What Organisms Use Aerobic Respiration?

Aerobes use aerobic respiration. Organisms classified as aerobes are eukaryotic and live in an oxygenated environment. Most plants and animals are classified as aerobes. Respiration is the process of breaking down glucose to create energy for the cell. Aerobic respiration requires oxygen to break down the glucose.

Organisms are classified according to how they produce energy through respiration. Organisms that require oxygen are called obligate aerobes. Some organisms can break down glucose without using oxygen through a process called anaerobic respiration. These organisms are called facultative anaerobes. Most anaerobes are prokaryotic organisms like bacteria.

Two other classifications involve the presence of oxygen. Aerotolerant organisms prefer breaking down glucose anaerobically but are able to survive in the presence of oxygen. Microaerophiles use very small amounts of oxygen during respiration.

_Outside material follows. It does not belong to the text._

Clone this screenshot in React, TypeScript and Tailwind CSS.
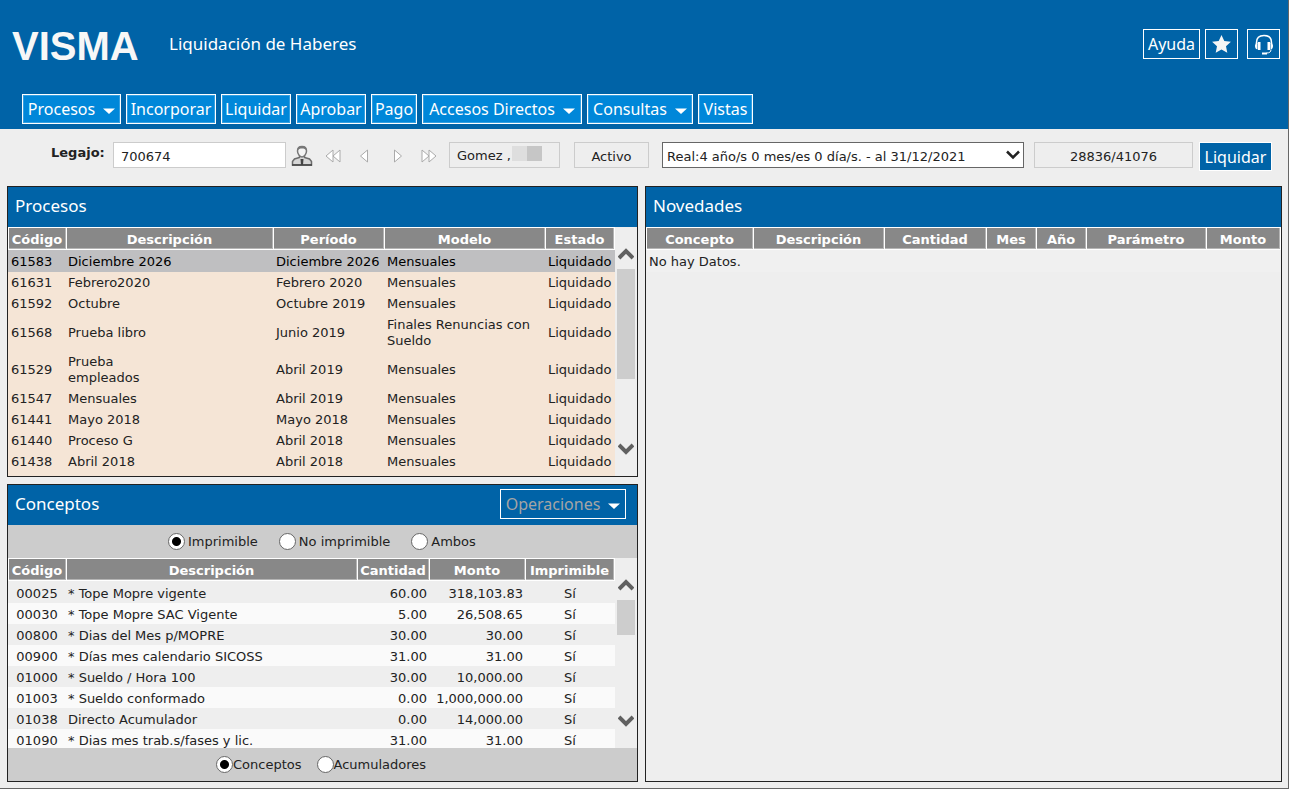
import React from 'react'

const menu = [
  { label: 'Procesos', width: 'w-[99px]', dropdown: true },
  { label: 'Incorporar', width: 'w-[90px]' },
  { label: 'Liquidar', width: 'w-[70px]' },
  { label: 'Aprobar', width: 'w-[70px]' },
  { label: 'Pago', width: 'w-[46px]' },
  { label: 'Accesos Directos', width: 'w-[160px]', dropdown: true },
  { label: 'Consultas', width: 'w-[106px]', dropdown: true },
  { label: 'Vistas', width: 'w-[55px]' },
]

const procesos = [
  ['61583', 'Diciembre 2026', 'Diciembre 2026', 'Mensuales'],
  ['61631', 'Febrero2020', 'Febrero 2020', 'Mensuales'],
  ['61592', 'Octubre', 'Octubre 2019', 'Mensuales'],
  ['61568', 'Prueba libro', 'Junio 2019', 'Finales Renuncias con\nSueldo'],
  ['61529', 'Prueba\nempleados', 'Abril 2019', 'Mensuales'],
  ['61547', 'Mensuales', 'Abril 2019', 'Mensuales'],
  ['61441', 'Mayo 2018', 'Mayo 2018', 'Mensuales'],
  ['61440', 'Proceso G', 'Abril 2018', 'Mensuales'],
  ['61438', 'Abril 2018', 'Abril 2018', 'Mensuales'],
]

const conceptos = [
  ['00025', '* Tope Mopre vigente', '60.00', '318,103.83'],
  ['00030', '* Tope Mopre SAC Vigente', '5.00', '26,508.65'],
  ['00800', '* Dias del Mes p/MOPRE', '30.00', '30.00'],
  ['00900', '* Días mes calendario SICOSS', '31.00', '31.00'],
  ['01000', '* Sueldo / Hora 100', '30.00', '10,000.00'],
  ['01003', '* Sueldo conformado', '0.00', '1,000,000.00'],
  ['01038', 'Directo Acumulador', '0.00', '14,000.00'],
  ['01090', '* Dias mes trab.s/fases y lic.', '31.00', '31.00'],
]

const Caret = () => (
  <svg width="12" height="6" viewBox="0 0 12 6" className="mt-1 shrink-0">
    <path d="M0 0.5h12L6 6z" fill="#fff" />
  </svg>
)

const PersonIcon = () => (
  <svg width="22" height="22" viewBox="0 0 22 22">
    <path
      d="M1.5 20v-3.500l2-2.500 5-1.500v-1.500h5v1.500l5 1.500 2 2.500V20z"
      fill="#d6d6d6"
      stroke="#6b6b6b"
      strokeWidth="1.500"
    />
    <path d="M6.500 6C6.500 3.500 8 1.500 11 1.500S15.500 3.500 15.500 6 13.500 12 11 12 6.500 8.500 6.500 6z" fill="#f4f4f4" stroke="#777" strokeWidth="1.500" />
    <path d="M6.500 6C6 2.500 8.500 1 11 1s5 1.500 4.500 5c-1-2-2.500-2.500-4.500-2.500S7.500 4 6.500 6z" fill="#777" />
    <path d="M9.500 14h3l-.5 6h-2z" fill="#444" />
    <path d="M1 20h20" stroke="#444" strokeWidth="1.500" />
  </svg>
)

const StarIcon = () => (
  <svg width="19" height="18" viewBox="0 0 19 18">
    <path d="M9.500 0l2.800 5.900 6.600.8-4.900 4.500 1.300 6.500-5.800-3.200-5.800 3.200L5 11.200.1 6.700l6.600-.8z" fill="#f5f5f5" />
  </svg>
)

const HeadsetIcon = () => (
  <svg width="20" height="21" viewBox="0 0 20 21" fill="none">
    <path d="M2.500 10V8.500C2.500 4 5.500 1.500 10 1.500s7.500 2.500 7.500 7V10" stroke="#fff" strokeWidth="1.500" />
    <path d="M3.500 8.500C1.500 9 1 10.500 1 12s.5 3 2.500 3.500zM16.500 8.500c2 .5 2.500 2 2.500 3.500s-.5 3-2.500 3.500z" fill="#fff" />
    <path d="M4 8h2.500v8H4zM13.500 8H16v8h-2.500z" fill="#fff" />
    <path d="M17 15.500c0 2.500-1.500 3.500-4.500 3.500" stroke="#fff" />
    <path d="M8 19.500h5" stroke="#fff" strokeWidth="2" />
  </svg>
)

const navPaths = [
  { label: 'Primero', d: 'M8 2v12L1 8zM15 2v12L8 8z' },
  { label: 'Anterior', d: 'M10.500 2v12L3.500 8z' },
  { label: 'Siguiente', d: 'M5.500 2v12l7-6z' },
  { label: 'Último', d: 'M1 2v12l7-6zM8 2v12l7-6z' },
]

const Panel = ({ title, action, children }: { title: string; action?: React.ReactNode; children: React.ReactNode }) => (
  <section className="flex min-w-0 flex-col border border-[#222]">
    <div className="flex h-10 items-center justify-between bg-[#0063a7] pr-[11px] pb-[3px] pl-[7px]">
      <h2 className="font-['Noto_Sans',sans-serif] text-[17px] leading-6 text-white">{title}</h2>
      {action}
    </div>
    {children}
  </section>
)

const Head = ({ columns }: { columns: string[] }) => (
  <thead>
    <tr className="h-[23px]">
      {columns.map((c) => (
        <th
          key={c}
          className="border-y border-r border-white bg-[#888] pt-[2px] pr-[1px] pb-0 pl-0 text-center font-bold text-white shadow-[inset_-1px_-1px_0_#b4b4b4] first:border-l"
        >
          {c}
        </th>
      ))}
    </tr>
  </thead>
)

const ScrollArrow = ({ label, d }: { label: string; d: string }) => (
  <button type="button" aria-label={label} className="flex h-5 items-center justify-center">
    <svg width="16" height="12" viewBox="0 0 16 12" fill="none">
      <path d={d} stroke="#606060" strokeWidth="4" />
    </svg>
  </button>
)

const ScrollBar = ({ thumb }: { thumb: string }) => (
  <div className="flex w-[22px] shrink-0 flex-col px-[2px] py-[17px]">
    <ScrollArrow label="Subir" d="M1 10l7-7 7 7" />
    <div className="flex-1 pt-[5px]">
      <div className={`bg-[#cdcdcd] ${thumb}`} />
    </div>
    <ScrollArrow label="Bajar" d="M1 2l7 7 7-7" />
  </div>
)

const Radio = ({ name, label, checked, gap }: { name: string; label: string; checked?: boolean; gap?: string }) => (
  <label className={`flex items-center ${gap ?? ''}`}>
    <input
      type="radio"
      name={name}
      defaultChecked={checked}
      className="size-[17px] appearance-none rounded-full border border-[#666] bg-white checked:bg-[radial-gradient(circle,#000_4px,#fff_5px)]"
    />
    {label}
  </label>
)

const App = () => (
  <div className="flex min-h-screen flex-col border-r border-b border-[#666] bg-[#eee] font-['DejaVu_Sans',sans-serif] text-[13px] leading-4 text-[#222]">
    <header className="bg-[#0063a7] font-['Noto_Sans',sans-serif] text-base text-white">
      <div className="flex h-[94px] items-start pr-2 pl-3">
        <div className="mt-[18px] w-[126px] font-['Liberation_Sans',sans-serif] text-[40px] leading-14 font-bold text-[#f7f7f7]">
          VISMA
        </div>
        <h1 className="mt-8 ml-[31px] text-[17px] leading-6">Liquidación de Haberes</h1>
        <div className="mt-[29px] ml-auto flex">
          <button type="button" className="h-[30px] w-[57px] border border-white">Ayuda</button>
          <button type="button" aria-label="Favoritos" className="ml-[5px] flex h-[30px] w-[33px] items-center justify-center border border-white">
            <StarIcon />
          </button>
          <button type="button" aria-label="Soporte" className="ml-[9px] flex h-[30px] w-[33px] items-center justify-center border border-white">
            <HeadsetIcon />
          </button>
        </div>
      </div>
      <nav className="flex gap-[5px] pb-[5px] pl-[22px]">
        {menu.map((m) => (
          <button
            key={m.label}
            type="button"
            className={`flex h-[30px] items-center justify-center border border-white bg-[#0087d9] whitespace-nowrap shadow-[inset_0_0_0_1px_#339fe1] ${m.dropdown ? 'gap-2' : ''} ${m.width}`}
          >
            {m.label}
            {m.dropdown && <Caret />}
          </button>
        ))}
      </nav>
    </header>

    <div className="flex h-[57px] items-start pt-[13px] pr-4 pl-[51px]">
      <label htmlFor="legajo" className="mt-[3px] w-[62px] font-bold">Legajo:</label>
      <input id="legajo" defaultValue="700674" className="h-[26px] w-[173px] border border-[#ccc] bg-white px-[7px] pt-[2px]" />
      <div className="flex w-[163px]">
        <button type="button" aria-label="Buscar empleado" className="flex h-7 flex-1 items-center justify-center">
          <PersonIcon />
        </button>
        {navPaths.map((n) => (
          <button key={n.label} type="button" aria-label={n.label} className="flex h-7 w-8 items-center justify-center">
            <svg width="16" height="16" viewBox="0 0 16 16">
              <path d={n.d} fill="#fff" stroke="#aaa" />
            </svg>
          </button>
        ))}
        <span className="w-1" />
      </div>
      <div className="flex h-[26px] w-[111px] border border-[#ccc] pl-[7px]">
        <input readOnly aria-label="Empleado" value="Gomez ," className="w-[55px] pt-[2px]" />
        <span className="mt-[3px] size-[15px] bg-[#dedede]" />
        <span className="mt-[3px] size-[15px] bg-[#c6c6c6]" />
      </div>
      <input readOnly aria-label="Estado" value="Activo" className="ml-[14px] h-[26px] w-[75px] border border-[#ccc] pt-[2px] text-center" />
      <div className="relative ml-[13px] min-w-0 flex-1">
        <select aria-label="Fase" className="block h-[26px] w-full appearance-none border border-[#666] bg-white pt-[3px] pr-6 pl-1">
          <option>Real:4 año/s 0 mes/es 0 día/s. - al 31/12/2021</option>
        </select>
        <svg width="14" height="10" viewBox="0 0 14 10" fill="none" className="pointer-events-none absolute top-2 right-1">
          <path d="M1 1.500l6 6 6-6" stroke="#222" strokeWidth="2.500" />
        </svg>
      </div>
      <input readOnly aria-label="Posición" value="28836/41076" className="ml-[10px] h-[26px] w-[159px] border border-[#ccc] pt-[2px] text-center" />
      <button type="button" className="ml-[6px] h-[29px] w-[73px] border border-white bg-[#0063a7] font-['Noto_Sans',sans-serif] text-base text-white">
        Liquidar
      </button>
    </div>

    <main className="grid flex-1 grid-cols-[631fr_637fr] gap-[7px] pr-[6px] pb-[6px] pl-[7px]">
      <div className="flex min-w-0 flex-col gap-[7px]">
        <Panel title="Procesos">
          <div className="flex h-[249px] overflow-hidden">
            <div className="min-w-0 flex-1 bg-[#f5e5d6]">
              <table className="w-full table-fixed border-separate border-spacing-0">
                <colgroup>
                  <col className="w-[59px]" />
                  <col />
                  <col className="w-[111px]" />
                  <col className="w-[161px]" />
                  <col className="w-[69px]" />
                </colgroup>
                <Head columns={['Código', 'Descripción', 'Período', 'Modelo', 'Estado']} />
                <tbody>
                  {procesos.map(([codigo, descripcion, periodo, modelo]) => (
                    <tr key={codigo} className="h-[21px] first:h-[22px] first:bg-[#bfbfc1] first:text-black">
                      <td className="px-[3px] pt-[3px] pb-[2px]">{codigo}</td>
                      <td className="px-[1px] pt-[3px] pb-[2px] whitespace-pre-line">{descripcion}</td>
                      <td className="px-[2px] pt-[3px] pb-[2px] whitespace-nowrap">{periodo}</td>
                      <td className="px-[2px] pt-[3px] pb-[2px] whitespace-pre-line">{modelo}</td>
                      <td className="px-[2px] pt-[3px] pb-[2px]">Liquidado</td>
                    </tr>
                  ))}
                </tbody>
              </table>
            </div>
            <ScrollBar thumb="h-[110px]" />
          </div>
        </Panel>

        <Panel
          title="Conceptos"
          action={
            <button
              type="button"
              disabled
              className="flex h-[30px] w-[126px] items-center justify-center gap-2 border border-white font-['Noto_Sans',sans-serif] text-base text-[#a5a5a5]"
            >
              Operaciones
              <Caret />
            </button>
          }
        >
          <div className="flex h-[33px] items-center gap-[21px] bg-[#ccc] pl-[160px]">
            <Radio name="filtro" label="Imprimible" checked gap="gap-[3px]" />
            <Radio name="filtro" label="No imprimible" gap="gap-[3px]" />
            <Radio name="filtro" label="Ambos" gap="gap-[3px]" />
          </div>
          <div className="flex h-[190px] overflow-hidden">
            <div className="min-w-0 flex-1">
              <table className="w-full table-fixed border-separate border-spacing-0">
                <colgroup>
                  <col className="w-[59px]" />
                  <col />
                  <col className="w-[72px]" />
                  <col className="w-[96px]" />
                  <col className="w-[89px]" />
                </colgroup>
                <Head columns={['Código', 'Descripción', 'Cantidad', 'Monto', 'Imprimible']} />
                <tbody>
                  {conceptos.map(([codigo, descripcion, cantidad, monto]) => (
                    <tr key={codigo} className="h-[21px] first:h-[22px] even:bg-[#fafafa]">
                      <td className="pt-[4px] pr-[1px] pb-[1px] pl-0 text-center">{codigo}</td>
                      <td className="px-[1px] pt-[4px] pb-[1px]">{descripcion}</td>
                      <td className="px-[3px] pt-[4px] pb-[1px] text-right">{cantidad}</td>
                      <td className="px-[3px] pt-[4px] pb-[1px] text-right">{monto}</td>
                      <td className="pt-[4px] pr-[1px] pb-[1px] pl-0 text-center">Sí</td>
                    </tr>
                  ))}
                </tbody>
              </table>
            </div>
            <ScrollBar thumb="h-[35px]" />
          </div>
          <div className="flex h-[33px] items-center gap-[15px] bg-[#ccc] pl-[208px]">
            <Radio name="vista" label="Conceptos" checked />
            <Radio name="vista" label="Acumuladores" />
          </div>
        </Panel>
      </div>

      <Panel title="Novedades">
        <table className="w-full table-fixed border-separate border-spacing-0">
          <colgroup>
            <col className="w-[108px]" />
            <col />
            <col className="w-[102px]" />
            <col className="w-[50px]" />
            <col className="w-[50px]" />
            <col className="w-[120px]" />
            <col className="w-[74px]" />
          </colgroup>
          <Head columns={['Concepto', 'Descripción', 'Cantidad', 'Mes', 'Año', 'Parámetro', 'Monto']} />
          <tbody>
            <tr className="h-[22px] bg-[#f0f0f0]">
              <td colSpan={7} className="px-[3px] pt-[3px] pb-[2px]">No hay Datos.</td>
            </tr>
          </tbody>
        </table>
      </Panel>
    </main>
  </div>
)

export default App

Individual human cells can create energy with or without the use of oxygen. Anaerobic respiration is carried out by muscle cells when oxygen is not inhaled quickly enough to provide the energy needed during periods of exercise. Anaerobic respiration does not produce as much energy, so it cannot be sustained for long periods of time. Lactic acid is a product of anaerobic respiration. Cells cannot use lactic acid and it must be excreted.